Data items

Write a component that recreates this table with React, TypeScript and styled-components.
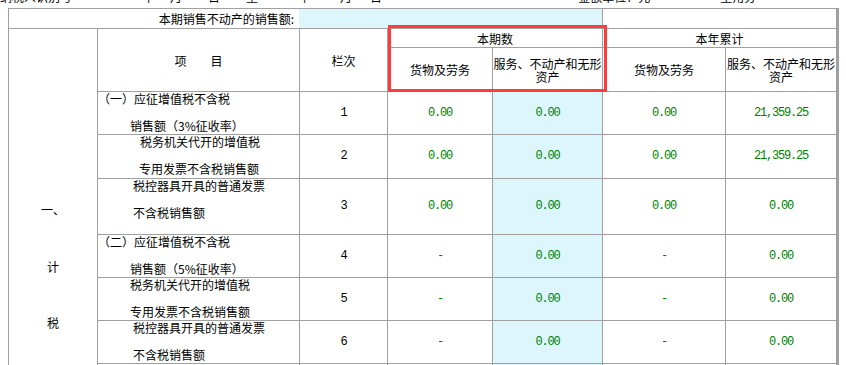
import React from 'react'
import styled, { createGlobalStyle } from 'styled-components'

const GlobalStyle = createGlobalStyle`
    html, body {
        margin: 0;
        padding: 0;
        background: #ffffff;
    }
    body {
        font-family: "Noto Sans CJK SC", "Liberation Sans", sans-serif;
        font-size: 12px;
        color: #000000;
    }
`

const Page = styled.div`
    position: relative;
    width: 846px;
    height: 365px;
    overflow: hidden;
`

const TopStrip = styled.div`
    height: 8px;
    overflow: hidden;
    display: flex;
    align-items: flex-start;
`

const StripText = styled.span<{ left: number }>`
    margin-left: ${props => props.left}px;
    margin-top: -9px;
    line-height: 12px;
    white-space: nowrap;
`

const Sheet = styled.div`
    margin-left: 8px;
    width: 829px;
    display: grid;
    grid-template-columns: 88px 201px 87px 104px 109px 122px 110px;
    grid-template-rows: 19px 18px 43px 42px 43px 55px 42px 42px 42px 42px;
    gap: 1px;
    padding: 1px;
    background: #a0a0a0;
`

const Cell = styled.div<{ cols?: number, rows?: number, blue?: boolean }>`
    grid-column: span ${props => props.cols || 1};
    grid-row: span ${props => props.rows || 1};
    background: ${props => props.blue ? "#dcf6fc" : "#ffffff"};
    display: flex;
    align-items: center;
    justify-content: center;
    text-align: center;
    line-height: 13px;
    overflow: hidden;
`

const LabelCell = styled(Cell)`
    justify-content: flex-end;
    padding-right: 5px;
`

// the input cell covers the line on its left, as in the form
const InputCell = styled(Cell)`
    margin-left: -1px;
`

const SideCell = styled.div`
    grid-column: 1;
    grid-row: 2 / span 9;
    background: #ffffff;
    display: flex;
    flex-direction: column;
    align-items: center;
    padding-top: 153px;
    line-height: 56.5px;
`

const ItemCell = styled.div`
    background: #ffffff;
    display: flex;
    flex-direction: column;
    gap: 13.5px;
    line-height: 13.5px;
    white-space: nowrap;
`

const ItemLine = styled.span<{ indent: number }>`
    padding-left: ${props => props.indent}px;
`

const Num = styled.span<{ green?: boolean }>`
    font-family: "Liberation Mono", "DejaVu Sans Mono", monospace;
    font-size: 12px;
    letter-spacing: -1.2px;
    color: ${props => props.green ? "#008000" : "#000000"};
`

const RedFrame = styled.div`
    position: absolute;
    left: 388px;
    top: 25px;
    width: 219px;
    height: 67px;
    border: 3px solid #ff3c3c;
    box-sizing: border-box;
    pointer-events: none;
`

interface Row {
    lines: [string, number][]
    no: string
    values: string[]
}

const rows: Row[] = [
    { lines: [["（一）应征增值税不含税", 0], ["销售额（3%征收率）", 32]], no: "1", values: ["0.00", "0.00", "0.00", "21,359.25"] },
    { lines: [["税务机关代开的增值税", 42], ["专用发票不含税销售额", 41]], no: "2", values: ["0.00", "0.00", "0.00", "21,359.25"] },
    { lines: [["税控器具开具的普通发票", 35], ["不含税销售额", 35]], no: "3", values: ["0.00", "0.00", "0.00", "0.00"] },
    { lines: [["（二）应征增值税不含税", 0], ["销售额（5%征收率）", 32]], no: "4", values: ["-", "0.00", "-", "0.00"] },
    { lines: [["税务机关代开的增值税", 32], ["专用发票不含税销售额", 32]], no: "5", values: ["-", "0.00", "-", "0.00"] },
    { lines: [["税控器具开具的普通发票", 35], ["不含税销售额", 35]], no: "6", values: ["-", "0.00", "-", "0.00"] },
]

export default function App() {
    return (
        <Page>
            <GlobalStyle />
            <TopStrip>
                <StripText left={0}>纳税人识别号</StripText>
                <StripText left={70}>年</StripText>
                <StripText left={16}>月</StripText>
                <StripText left={26}>日</StripText>
                <StripText left={26}>至</StripText>
                <StripText left={40}>年</StripText>
                <StripText left={30}>月</StripText>
                <StripText left={18}>日</StripText>
                <StripText left={196}>金额单位：元</StripText>
                <StripText left={70}>至角分</StripText>
            </TopStrip>
            <Sheet>
                <SideCell>
                    <span>一、</span>
                    <span>计</span>
                    <span>税</span>
                    <span>依</span>
                    <span>据</span>
                </SideCell>

                <LabelCell cols={2}>本期销售不动产的销售额:</LabelCell>
                <InputCell cols={3} blue></InputCell>
                <Cell cols={2}></Cell>

                <Cell rows={2}>项　　目</Cell>
                <Cell rows={2}>栏次</Cell>
                <Cell cols={2}>本期数</Cell>
                <Cell cols={2}>本年累计</Cell>
                <Cell>货物及劳务</Cell>
                <Cell>服务、不动产和无形资产</Cell>
                <Cell>货物及劳务</Cell>
                <Cell>服务、不动产和无形资产</Cell>

                {rows.map(r => (
                    <React.Fragment key={r.no}>
                        <ItemCell>
                            {r.lines.map(([text, indent]) => (
                                <ItemLine key={text} indent={indent}>{text}</ItemLine>
                            ))}
                        </ItemCell>
                        <Cell><Num>{r.no}</Num></Cell>
                        {r.values.map((v, i) => (
                            <Cell key={i} blue={i === 1}><Num green>{v}</Num></Cell>
                        ))}
                    </React.Fragment>
                ))}

                <ItemCell></ItemCell>
                <Cell></Cell>
                <Cell></Cell>
                <Cell blue></Cell>
                <Cell></Cell>
                <Cell></Cell>
            </Sheet>
            <RedFrame />
        </Page>
    )
}
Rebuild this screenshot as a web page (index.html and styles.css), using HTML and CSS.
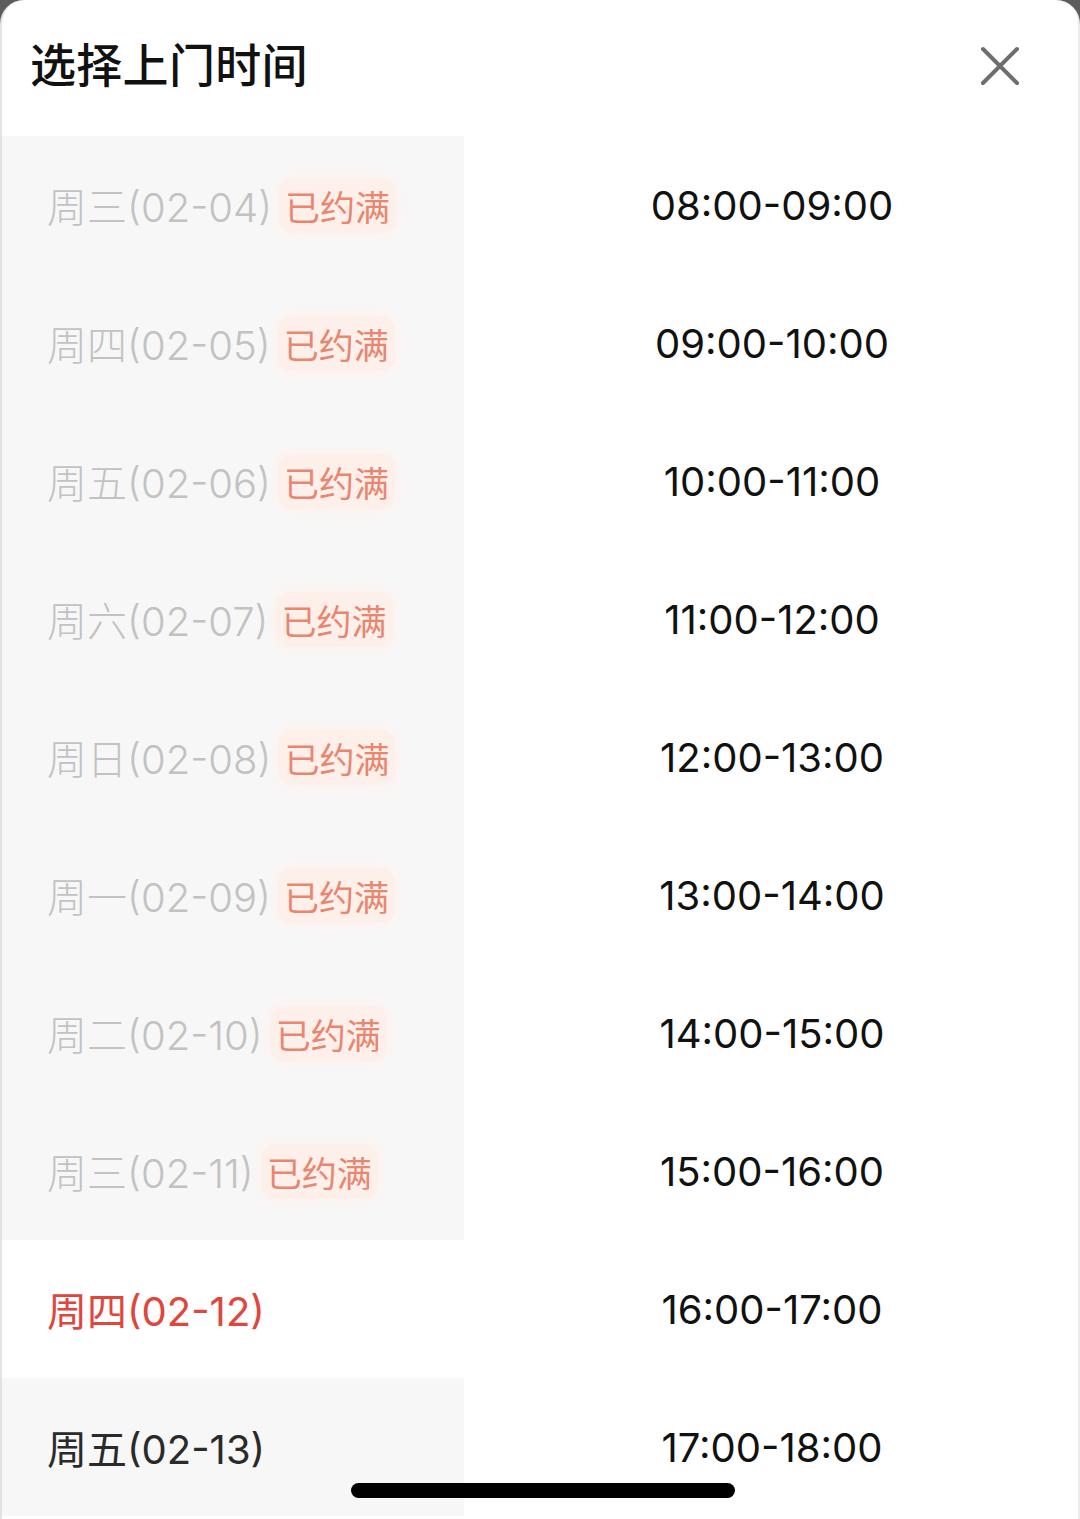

◆ EXERCISE PROMPT
Check all the records above and select each line where the string "components" is found.

◆ THE OUTPUT
Write a component that recreates this table with React, TypeScript and styled-components.
import styled, { createGlobalStyle } from 'styled-components'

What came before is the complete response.